● **INSTRUCTIONS FOR THE TASK**: Gather up the lines with the word "this" in them.
-- START --
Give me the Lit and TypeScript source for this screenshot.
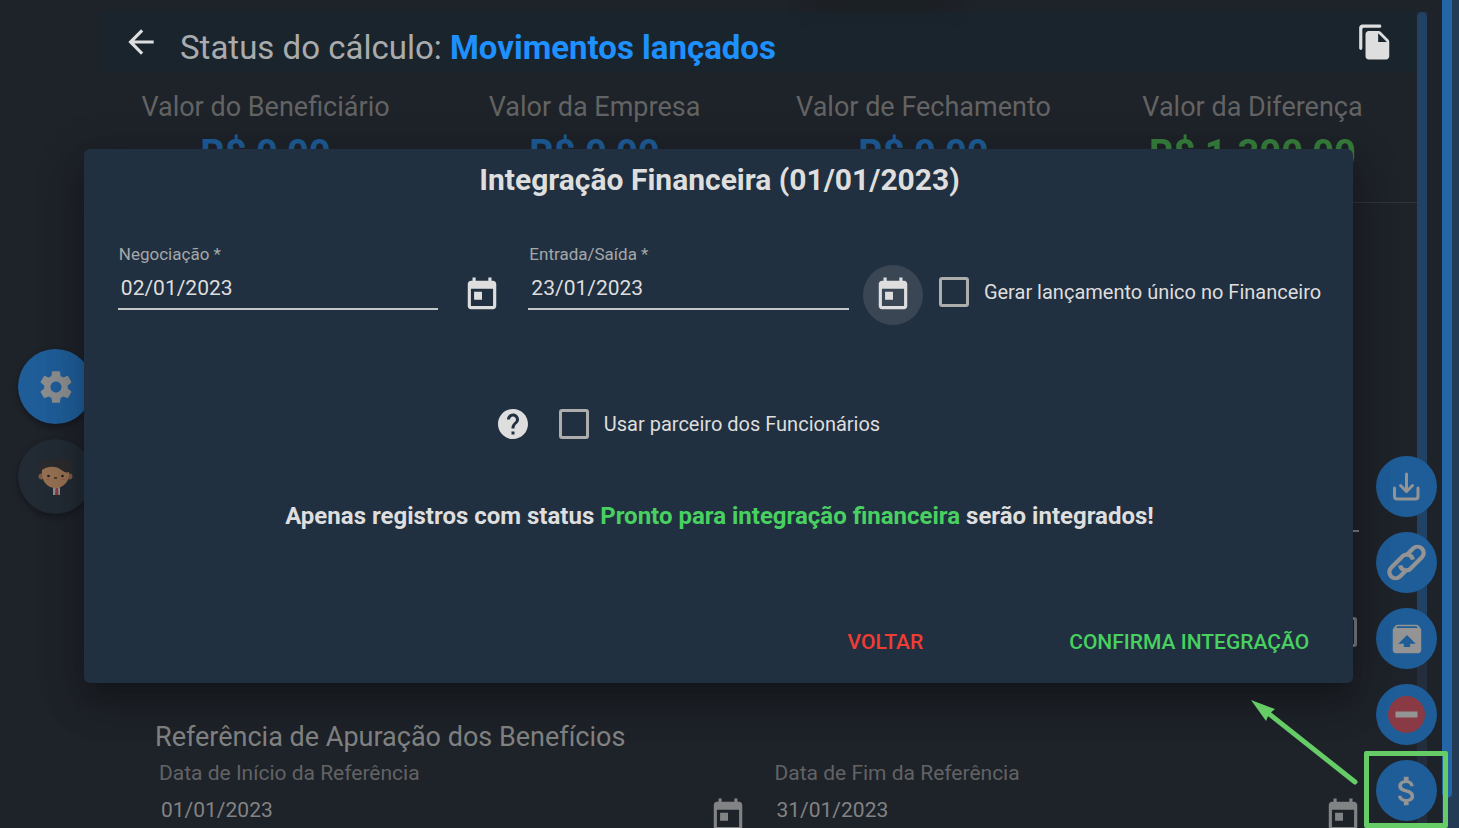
import { LitElement, html, svg, css } from "lit";
import { customElement, property } from "lit/decorators.js";

const paths = {
  back: "M20 11H7.83l5.59-5.59L12 4l-8 8 8 8 1.41-1.41L7.83 13H20v-2z",
  copy: "M15 1H4c-1.1 0-2 .9-2 2v13c0 .55.45 1 1 1s1-.45 1-1V4c0-.55.45-1 1-1h10c.55 0 1-.45 1-1s-.45-1-1-1zm.59 4.59l4.83 4.83c.37.37.58.88.58 1.41V21c0 1.1-.9 2-2 2H7.99C6.89 23 6 22.1 6 21l.01-14c0-1.1.89-2 1.99-2h6.17c.53 0 1.04.21 1.42.59zM14 12h5.5L14 6.5V12z",
  today: "M19 3h-1V1h-2v2H8V1H6v2H5c-1.11 0-1.99.9-1.99 2L3 19c0 1.1.89 2 2 2h14c1.1 0 2-.9 2-2V5c0-1.1-.9-2-2-2zm0 16H5V8h14v11zM7 10h5v5H7z",
  help: "M12 2C6.48 2 2 6.48 2 12s4.48 10 10 10 10-4.48 10-10S17.52 2 12 2zm1 17h-2v-2h2v2zm2.07-7.75l-.9.92C13.45 12.9 13 13.5 13 15h-2v-.5c0-1.1.45-2.1 1.17-2.83l1.24-1.26c.37-.36.59-.86.59-1.41 0-1.1-.9-2-2-2s-2 .9-2 2H8c0-2.21 1.79-4 4-4s4 1.79 4 4c0 .88-.36 1.68-.93 2.25z",
  settings: "M19.43 12.98c.04-.32.07-.64.07-.98s-.03-.66-.07-.98l2.11-1.65c.19-.15.24-.42.12-.64l-2-3.46c-.12-.22-.39-.3-.61-.22l-2.49 1c-.52-.4-1.08-.73-1.69-.98l-.38-2.65C14.46 2.18 14.25 2 14 2h-4c-.25 0-.46.18-.49.42l-.38 2.65c-.61.25-1.17.59-1.69.98l-2.49-1c-.23-.09-.49 0-.61.22l-2 3.46c-.13.22-.07.49.12.64l2.11 1.65c-.04.32-.07.65-.07.98s.03.66.07.98l-2.11 1.65c-.19.15-.24.42-.12.64l2 3.46c.12.22.39.3.61.22l2.49-1c.52.4 1.08.73 1.69.98l.38 2.65c.03.24.24.42.49.42h4c.25 0 .46-.18.49-.42l.38-2.65c.61-.25 1.17-.59 1.69-.98l2.49 1c.23.09.49 0 .61-.22l2-3.46c.12-.22.07-.49-.12-.64l-2.11-1.65zM12 15.5c-1.93 0-3.5-1.57-3.5-3.5s1.57-3.5 3.5-3.5 3.5 1.57 3.5 3.5-1.57 3.5-3.5 3.5z",
  unarchive: "M20.55 5.22l-1.39-1.68C18.88 3.21 18.47 3 18 3H6c-.47 0-.88.21-1.15.55L3.46 5.22C3.17 5.57 3 6.01 3 6.5V19c0 1.1.89 2 2 2h14c1.1 0 2-.9 2-2V6.5c0-.49-.17-.93-.45-1.28zM12 9.5l5.5 5.5H14v2h-4v-2H6.5L12 9.5zM5.12 5l.82-1h12l.93 1H5.12z",
  money: "M11.8 10.9c-2.27-.59-3-1.2-3-2.15 0-1.09 1.01-1.85 2.7-1.85 1.78 0 2.44.85 2.5 2.1h2.21c-.07-1.72-1.12-3.3-3.21-3.81V3h-3v2.16c-1.94.42-3.5 1.68-3.5 3.61 0 2.31 1.91 3.46 4.7 4.13 2.5.6 3 1.48 3 2.41 0 .69-.49 1.79-2.7 1.79-2.06 0-2.87-.92-2.98-2.1h-2.2c.12 2.19 1.76 3.42 3.68 3.83V21h3v-2.15c1.95-.37 3.5-1.5 3.5-3.55 0-2.84-2.43-3.81-4.7-4.4z",
};

const icon = (d: string) =>
  html`<svg class="icon" viewBox="0 0 24 24" aria-hidden="true">${svg`<path d=${d} />`}</svg>`;

const downloadArt = html`<svg class="art" viewBox="0 0 61 61" aria-hidden="true">
  <path class="line" d="M18.500 32v8.500q0 2.500 2.500 2.500h18.500q2.500 0 2.500-2.500V32M30.500 18v17M24.500 29.500l6 6 6-6" />
</svg>`;
const linkArt = html`<svg class="art" viewBox="0 0 61 61" aria-hidden="true">
  <g transform="translate(30.500 30.500) rotate(-45)">
    <path class="thick" d="M6.500-5.200H14.500a6.200 6.200 0 0 1 0 12.400H-1A6.200 6.200 0 0 1-6.500-2.500" />
    <path class="thick" d="M-6.500 5.200H-14.500a6.200 6.200 0 0 1 0-12.400H1A6.200 6.200 0 0 1 6.500 2.500" />
  </g>
</svg>`;
const blockArt = html`<svg class="art" viewBox="0 0 61 61" aria-hidden="true">
  <circle cx="30.500" cy="30.500" r="18.500" fill="#8a3a44" />
  <rect x="19.500" y="27.500" width="22" height="6" fill="#949494" />
</svg>`;
const avatarArt = html`<svg class="art" viewBox="0 0 75 75" aria-hidden="true">
  <path d="M35 47h7v9h-7z" fill="#8f8f92" />
  <path d="M37.500 49h2.500l.5 7h-3.500z" fill="#8c3b3f" />
  <path d="M21 36C19 24 27 21 34 21c4-3 20-3 20 7v8z" fill="#2b2b2e" />
  <circle cx="23.500" cy="37.500" r="3" fill="#7b5a43" />
  <circle cx="51.500" cy="37.500" r="3" fill="#7b5a43" />
  <path d="M24 31c6-4 13-4 18-1 4 3 6 4 9 3 1 10-6 16-13.500 16S23 43 24 31z" fill="#957052" />
  <circle cx="30.500" cy="37" r="1.300" fill="#2a211d" />
  <circle cx="44.500" cy="37" r="1.300" fill="#2a211d" />
  <path d="M36 39h3" stroke="#2a211d" stroke-width="1.300" />
  <path d="M28 40.500h3M44 40.500h3" stroke="#a1564b" stroke-width="1" />
</svg>`;

const shared = css`
  * { box-sizing: border-box; }
  button { border: 0; padding: 0; margin: 0; background: none; color: inherit; font: inherit; cursor: pointer; display: grid; place-items: center; }
  .icon { width: 38px; height: 38px; fill: currentColor; display: block; }
`;

@customElement("date-field")
class DateField extends LitElement {
  @property() label = "";
  @property() value = "";
  @property({ type: Boolean }) active = false;

  static styles = [
    shared,
    css`
      :host { display: flex; flex: 1; min-width: 0; align-items: flex-start; gap: 14px; color: #dedede; }
      .text { flex: 1; min-width: 0; border-bottom: 2px solid #c4c8c8; }
      label { display: block; padding-left: 1px; font-size: 17px; line-height: 20px; color: #a5a7a9; }
      input { display: block; width: 100%; margin-top: 12px; padding: 0 3px 7px; border: 0; outline: 0; background: none; color: inherit; font: inherit; font-size: 21px; line-height: 25px; }
      button { width: 60px; height: 60px; margin-top: 21px; border-radius: 50%; }
      button.active { background: #3b4654; }
      :host(.dim) { color: #828384; }
      :host(.dim) .text { border-color: #6d6f70; }
      :host(.dim) label { font-size: 21px; line-height: 25px; color: #626365; }
      :host(.dim) button { width: 38px; height: 38px; margin: 36px -5px 0 0; }
    `,
  ];

  render() {
    return html`
      <div class="text">
        <label for="date">${this.label}</label>
        <input id="date" type="text" .value=${this.value} />
      </div>
      <button class=${this.active ? "active" : ""} aria-label="Abrir calendário">${icon(paths.today)}</button>
    `;
  }
}

@customElement("app-root")
class AppRoot extends LitElement {
  static styles = [
    shared,
    css`
      :host { display: block; position: relative; height: 100vh; overflow: hidden; background: #1e2229; font-family: Roboto, sans-serif; color: #dedede; }
      h1, h2, h3, p { margin: 0; font-weight: 400; }

      .page { display: grid; grid-template-columns: 101px minmax(0, 1fr) 10px 15px 17px; height: 100%; }
      .rail { display: flex; flex-direction: column; gap: 15px; padding: 349px 0 0 18px; }
      .rail button { width: 75px; height: 75px; border-radius: 50%; background: #1f5d98; color: #8c8d8e; box-shadow: 0 3px 6px rgba(0, 0, 0, 0.3); }
      .rail .person { background: #222a33; }
      .art { display: block; width: 100%; height: 100%; }

      .content { padding-top: 12px; }
      .bar { display: flex; align-items: flex-start; height: 60px; padding: 11px 23px 0 21px; background: #1a242d; }
      .bar h1 { flex: 1; padding: 5px 0 0 20px; font-size: 33px; line-height: 40px; color: #a9abac; }
      .bar strong { font-weight: 700; color: #1e90ff; }

      .totals { display: grid; grid-template-columns: repeat(4, 1fr); height: 131px; padding-top: 19px; border-bottom: 1px solid #303439; text-align: center; }
      .totals dt { font-size: 27px; line-height: 32px; color: #636363; }
      .totals dd { margin: 9px 0 0; font-size: 38px; line-height: 44px; font-weight: 700; color: #1d5a94; }
      .totals dd.up { color: #367c3c; }
      .totals dl { margin: 0; }

      .hidden-part { display: flex; flex-direction: column; padding: 288px 58px 0 56px; }
      .hidden-part input[type="text"] { height: 41px; border: 0; border-bottom: 2px solid #777879; background: none; }
      .hidden-part input[type="checkbox"] { align-self: flex-end; margin: 85px 2px 0 0; border-color: #77787a; }
      .reference { padding: 74px 60px 0 57px; }
      .reference h2 { margin: 0 0 8px -3px; font-size: 27px; line-height: 32px; color: #828282; }
      .pair { display: grid; grid-template-columns: 1fr 1fr; gap: 32px; }

      .scroll { margin-top: 12px; background: #232d3c; }
      .scroll .thumb { height: 630px; border-radius: 5px 5px 0 0; background: #214264; }
      .window-scroll { grid-column: 5; background: #243b56; }
      .window-scroll .thumb { width: 10px; height: 798px; border-radius: 0 0 5px 5px; background: #2465a5; }

      .toast { position: absolute; left: 56%; top: -20px; width: 128px; height: 12px; box-shadow: 0 6px 24px 4px rgba(24, 28, 24, 0.6); }

      .actions { position: absolute; right: 22px; bottom: 7px; display: flex; flex-direction: column; gap: 15px; color: #949494; }
      .actions button { width: 61px; height: 61px; border-radius: 50%; background: #1f5d98; }
      .line { fill: none; stroke: currentColor; stroke-width: 3; stroke-linecap: round; stroke-linejoin: round; }
      .thick { fill: none; stroke: currentColor; stroke-width: 4.2; }

      .overlay { position: absolute; inset: 0; display: grid; place-items: center; padding: 4px 22px 0 0; }
      .dialog { width: 87vw; padding: 13px 32px 17px 34px; border-radius: 6px; background: #213040; box-shadow: 0 11px 15px -7px rgba(0, 0, 0, 0.2), 0 24px 38px 3px rgba(0, 0, 0, 0.14), 0 9px 46px 8px rgba(0, 0, 0, 0.12); }
      .dialog h2 { margin-bottom: 46px; text-align: center; font-size: 30px; line-height: 36px; font-weight: 700; }
      .fields { display: flex; align-items: flex-start; gap: 16px; }
      .check { display: flex; align-items: center; gap: 15px; font-size: 20px; line-height: 24px; white-space: nowrap; }
      .fields .check { padding-top: 33px; }
      input[type="checkbox"] { appearance: none; width: 30px; height: 30px; margin: 0; border: 3px solid #adadad; border-radius: 3px; }
      .partner { display: flex; justify-content: center; align-items: center; margin-top: 81px; padding-right: 64px; gap: 28px; }
      .partner .icon { width: 36px; height: 36px; }
      .notice { margin-top: 58px; text-align: center; font-size: 24px; line-height: 32px; font-weight: 700; }
      .notice em { font-style: normal; color: #48d160; }
      .buttons { display: flex; justify-content: flex-end; gap: 130px; margin-top: 86px; padding-right: 4px; }
      .buttons button { height: 48px; padding: 0 8px; font-size: 21px; font-weight: 500; }
      .cancel { color: #f13c34; }
      .confirm { color: #48d160; }

      .marker { position: absolute; right: 11px; bottom: 0; width: 84px; height: 77px; border: 5px solid #65cc66; border-radius: 2px; pointer-events: none; }
      .pointer { position: absolute; right: 98px; bottom: 40px; width: 112px; height: 92px; pointer-events: none; }
    `,
  ];

  totals = [
    { label: "Valor do Beneficiário", value: "R$ 0,00" },
    { label: "Valor da Empresa", value: "R$ 0,00" },
    { label: "Valor de Fechamento", value: "R$ 0,00" },
    { label: "Valor da Diferença", value: "R$ 1.300,00", up: true },
  ];

  render() {
    return html`
      <div class="page">
        <nav class="rail">
          <button aria-label="Configurações">${icon(paths.settings)}</button>
          <button class="person" aria-label="Perfil">${avatarArt}</button>
        </nav>
        <main class="content">
          <header class="bar">
            <button aria-label="Voltar à lista">${icon(paths.back)}</button>
            <h1>Status do cálculo: <strong>Movimentos lançados</strong></h1>
            <button aria-label="Copiar">${icon(paths.copy)}</button>
          </header>
          <section class="totals">
            ${this.totals.map(
              (t) => html`<dl><dt>${t.label}</dt><dd class=${t.up ? "up" : ""}>${t.value}</dd></dl>`
            )}
          </section>
          <div class="hidden-part">
            <input type="text" aria-label="Descrição" />
            <input type="checkbox" aria-label="Selecionar" />
          </div>
          <section class="reference">
            <h2>Referência de Apuração dos Benefícios</h2>
            <div class="pair">
              <date-field class="dim" label="Data de Início da Referência" value="01/01/2023"></date-field>
              <date-field class="dim" label="Data de Fim da Referência" value="31/01/2023"></date-field>
            </div>
          </section>
        </main>
        <div class="scroll"><div class="thumb"></div></div>
        <div class="window-scroll"><div class="thumb"></div></div>
      </div>

      <div class="toast"></div>

      <div class="actions">
        <button aria-label="Baixar">${downloadArt}</button>
        <button aria-label="Vincular">${linkArt}</button>
        <button aria-label="Desarquivar">${icon(paths.unarchive)}</button>
        <button aria-label="Remover">${blockArt}</button>
        <button aria-label="Integração financeira">${icon(paths.money)}</button>
      </div>

      <div class="overlay">
        <section class="dialog" role="dialog" aria-labelledby="dialog-title">
          <h2 id="dialog-title">Integração Financeira (01/01/2023)</h2>
          <div class="fields">
            <date-field label="Negociação *" value="02/01/2023"></date-field>
            <date-field label="Entrada/Saída *" value="23/01/2023" active></date-field>
            <label class="check"><input type="checkbox" />Gerar lançamento único no Financeiro</label>
          </div>
          <div class="partner">
            <button aria-label="Ajuda">${icon(paths.help)}</button>
            <label class="check"><input type="checkbox" />Usar parceiro dos Funcionários</label>
          </div>
          <p class="notice">Apenas registros com status <em>Pronto para integração financeira</em> serão integrados!</p>
          <div class="buttons">
            <button class="cancel">VOLTAR</button>
            <button class="confirm">CONFIRMA INTEGRAÇÃO</button>
          </div>
        </section>
      </div>

      <div class="marker"></div>
      <svg class="pointer" viewBox="0 0 112 92" aria-hidden="true">
        <path d="M19 17L106 86" stroke="#65cc66" stroke-width="5" stroke-linecap="round" />
        <path d="M2 4l24 9-6 5-3 7z" fill="#65cc66" />
      </svg>
    `;
  }
}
-- END --
● **RESULT**:
Give me the Lit and TypeScript source for this screenshot.
        <label for="date">${this.label}</label>
        <input id="date" type="text" .value=${this.value} />
      <button class=${this.active ? "active" : ""} aria-label="Abrir calendário">${icon(paths.today)}</button>
            ${this.totals.map(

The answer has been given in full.